REQUEST: Quote the entries word for word. Omit the pictures.

(Rows from a dataset of pages and code)
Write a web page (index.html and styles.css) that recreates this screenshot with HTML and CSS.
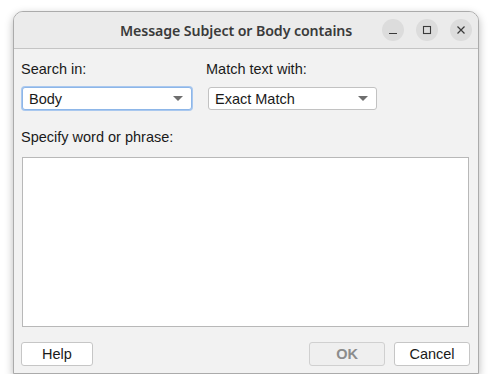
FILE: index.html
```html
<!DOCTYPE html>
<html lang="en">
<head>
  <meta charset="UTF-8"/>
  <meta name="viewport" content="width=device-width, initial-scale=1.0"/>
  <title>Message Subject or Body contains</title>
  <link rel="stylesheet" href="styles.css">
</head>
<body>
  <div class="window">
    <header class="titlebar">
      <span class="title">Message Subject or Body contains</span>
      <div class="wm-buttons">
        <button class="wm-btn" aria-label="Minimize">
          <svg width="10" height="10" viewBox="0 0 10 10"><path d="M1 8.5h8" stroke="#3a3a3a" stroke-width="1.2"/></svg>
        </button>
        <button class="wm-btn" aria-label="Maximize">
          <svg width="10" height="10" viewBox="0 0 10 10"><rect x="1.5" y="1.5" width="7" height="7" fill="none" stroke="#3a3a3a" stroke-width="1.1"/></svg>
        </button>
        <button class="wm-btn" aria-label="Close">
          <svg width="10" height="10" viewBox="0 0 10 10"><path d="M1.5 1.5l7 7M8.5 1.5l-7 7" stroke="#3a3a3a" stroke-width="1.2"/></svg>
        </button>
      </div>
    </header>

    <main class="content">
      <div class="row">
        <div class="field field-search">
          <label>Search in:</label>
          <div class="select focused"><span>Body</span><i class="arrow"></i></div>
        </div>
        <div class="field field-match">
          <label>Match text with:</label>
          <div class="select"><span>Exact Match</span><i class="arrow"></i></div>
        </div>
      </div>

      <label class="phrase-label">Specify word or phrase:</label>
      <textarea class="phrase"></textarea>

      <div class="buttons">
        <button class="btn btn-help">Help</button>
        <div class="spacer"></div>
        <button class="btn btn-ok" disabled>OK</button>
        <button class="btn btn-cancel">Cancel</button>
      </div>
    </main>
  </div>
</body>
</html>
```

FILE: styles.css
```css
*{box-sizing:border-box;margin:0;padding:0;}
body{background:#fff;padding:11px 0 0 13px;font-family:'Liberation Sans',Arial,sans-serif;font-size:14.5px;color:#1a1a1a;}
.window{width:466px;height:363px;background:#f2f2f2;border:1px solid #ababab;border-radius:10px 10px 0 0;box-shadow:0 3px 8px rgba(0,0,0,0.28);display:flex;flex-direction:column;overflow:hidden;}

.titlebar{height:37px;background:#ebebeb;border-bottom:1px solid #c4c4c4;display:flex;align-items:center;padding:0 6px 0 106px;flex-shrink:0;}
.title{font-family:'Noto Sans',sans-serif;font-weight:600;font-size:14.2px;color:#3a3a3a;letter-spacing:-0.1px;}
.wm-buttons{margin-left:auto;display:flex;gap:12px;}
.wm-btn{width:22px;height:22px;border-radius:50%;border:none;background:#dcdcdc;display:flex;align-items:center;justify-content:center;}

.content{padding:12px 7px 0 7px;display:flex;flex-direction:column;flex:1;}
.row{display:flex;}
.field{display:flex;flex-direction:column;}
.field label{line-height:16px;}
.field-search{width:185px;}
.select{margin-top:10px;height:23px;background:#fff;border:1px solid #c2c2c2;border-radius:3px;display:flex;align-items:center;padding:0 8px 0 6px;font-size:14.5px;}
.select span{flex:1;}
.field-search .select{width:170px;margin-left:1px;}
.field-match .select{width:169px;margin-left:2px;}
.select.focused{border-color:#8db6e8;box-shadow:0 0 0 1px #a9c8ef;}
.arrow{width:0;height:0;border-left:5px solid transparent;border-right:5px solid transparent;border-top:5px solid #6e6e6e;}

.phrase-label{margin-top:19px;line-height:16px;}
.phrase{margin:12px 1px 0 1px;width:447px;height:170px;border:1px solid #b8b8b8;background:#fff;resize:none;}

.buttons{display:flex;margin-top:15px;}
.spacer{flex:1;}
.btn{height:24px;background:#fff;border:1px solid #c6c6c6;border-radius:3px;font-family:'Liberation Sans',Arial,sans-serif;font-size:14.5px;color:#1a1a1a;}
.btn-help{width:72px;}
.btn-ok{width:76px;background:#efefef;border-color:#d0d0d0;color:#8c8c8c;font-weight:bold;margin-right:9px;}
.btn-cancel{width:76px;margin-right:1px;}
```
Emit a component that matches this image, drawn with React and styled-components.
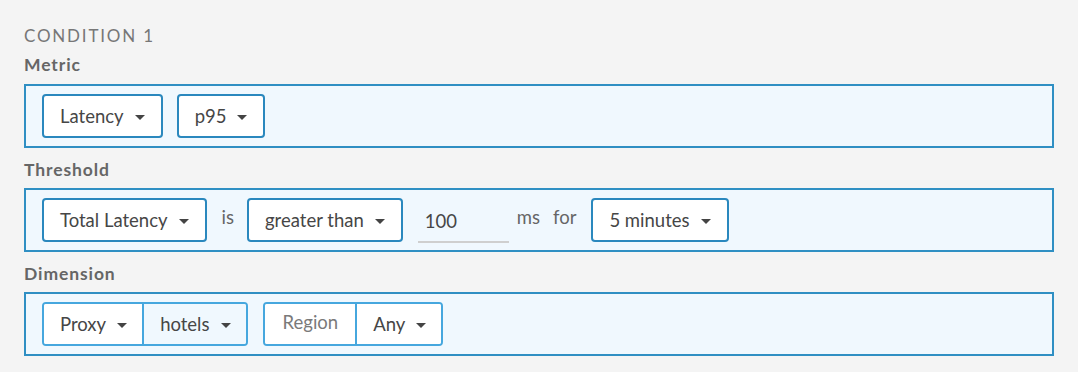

OUTPUT FOR THIS TASK:
Write a web page (index.html and styles.css) that recreates this screenshot with HTML and CSS.
FILE: index.html
```html
<!DOCTYPE html>
<html lang="en">
<head>
  <meta charset="UTF-8"/>
  <meta name="viewport" content="width=device-width, initial-scale=1.0"/>
  <title>Message Subject or Body contains</title>
  <link rel="stylesheet" href="styles.css">
</head>
<body>
  <div class="window">
    <header class="titlebar">
      <span class="title">Message Subject or Body contains</span>
      <div class="wm-buttons">
        <button class="wm-btn" aria-label="Minimize">
          <svg width="10" height="10" viewBox="0 0 10 10"><path d="M1 8.5h8" stroke="#3a3a3a" stroke-width="1.2"/></svg>
        </button>
        <button class="wm-btn" aria-label="Maximize">
          <svg width="10" height="10" viewBox="0 0 10 10"><rect x="1.5" y="1.5" width="7" height="7" fill="none" stroke="#3a3a3a" stroke-width="1.1"/></svg>
        </button>
        <button class="wm-btn" aria-label="Close">
          <svg width="10" height="10" viewBox="0 0 10 10"><path d="M1.5 1.5l7 7M8.5 1.5l-7 7" stroke="#3a3a3a" stroke-width="1.2"/></svg>
        </button>
      </div>
    </header>

    <main class="content">
      <div class="row">
        <div class="field field-search">
          <label>Search in:</label>
          <div class="select focused"><span>Body</span><i class="arrow"></i></div>
        </div>
        <div class="field field-match">
          <label>Match text with:</label>
          <div class="select"><span>Exact Match</span><i class="arrow"></i></div>
        </div>
      </div>

      <label class="phrase-label">Specify word or phrase:</label>
      <textarea class="phrase"></textarea>

      <div class="buttons">
        <button class="btn btn-help">Help</button>
        <div class="spacer"></div>
        <button class="btn btn-ok" disabled>OK</button>
        <button class="btn btn-cancel">Cancel</button>
      </div>
    </main>
  </div>
</body>
</html>
```

FILE: styles.css
```css
*{box-sizing:border-box;margin:0;padding:0;}
body{background:#fff;padding:11px 0 0 13px;font-family:'Liberation Sans',Arial,sans-serif;font-size:14.5px;color:#1a1a1a;}
.window{width:466px;height:363px;background:#f2f2f2;border:1px solid #ababab;border-radius:10px 10px 0 0;box-shadow:0 3px 8px rgba(0,0,0,0.28);display:flex;flex-direction:column;overflow:hidden;}

.titlebar{height:37px;background:#ebebeb;border-bottom:1px solid #c4c4c4;display:flex;align-items:center;padding:0 6px 0 106px;flex-shrink:0;}
.title{font-family:'Noto Sans',sans-serif;font-weight:600;font-size:14.2px;color:#3a3a3a;letter-spacing:-0.1px;}
.wm-buttons{margin-left:auto;display:flex;gap:12px;}
.wm-btn{width:22px;height:22px;border-radius:50%;border:none;background:#dcdcdc;display:flex;align-items:center;justify-content:center;}

.content{padding:12px 7px 0 7px;display:flex;flex-direction:column;flex:1;}
.row{display:flex;}
.field{display:flex;flex-direction:column;}
.field label{line-height:16px;}
.field-search{width:185px;}
.select{margin-top:10px;height:23px;background:#fff;border:1px solid #c2c2c2;border-radius:3px;display:flex;align-items:center;padding:0 8px 0 6px;font-size:14.5px;}
.select span{flex:1;}
.field-search .select{width:170px;margin-left:1px;}
.field-match .select{width:169px;margin-left:2px;}
.select.focused{border-color:#8db6e8;box-shadow:0 0 0 1px #a9c8ef;}
.arrow{width:0;height:0;border-left:5px solid transparent;border-right:5px solid transparent;border-top:5px solid #6e6e6e;}

.phrase-label{margin-top:19px;line-height:16px;}
.phrase{margin:12px 1px 0 1px;width:447px;height:170px;border:1px solid #b8b8b8;background:#fff;resize:none;}

.buttons{display:flex;margin-top:15px;}
.spacer{flex:1;}
.btn{height:24px;background:#fff;border:1px solid #c6c6c6;border-radius:3px;font-family:'Liberation Sans',Arial,sans-serif;font-size:14.5px;color:#1a1a1a;}
.btn-help{width:72px;}
.btn-ok{width:76px;background:#efefef;border-color:#d0d0d0;color:#8c8c8c;font-weight:bold;margin-right:9px;}
.btn-cancel{width:76px;margin-right:1px;}
```
Emit a component that matches this image, drawn with React and styled-components.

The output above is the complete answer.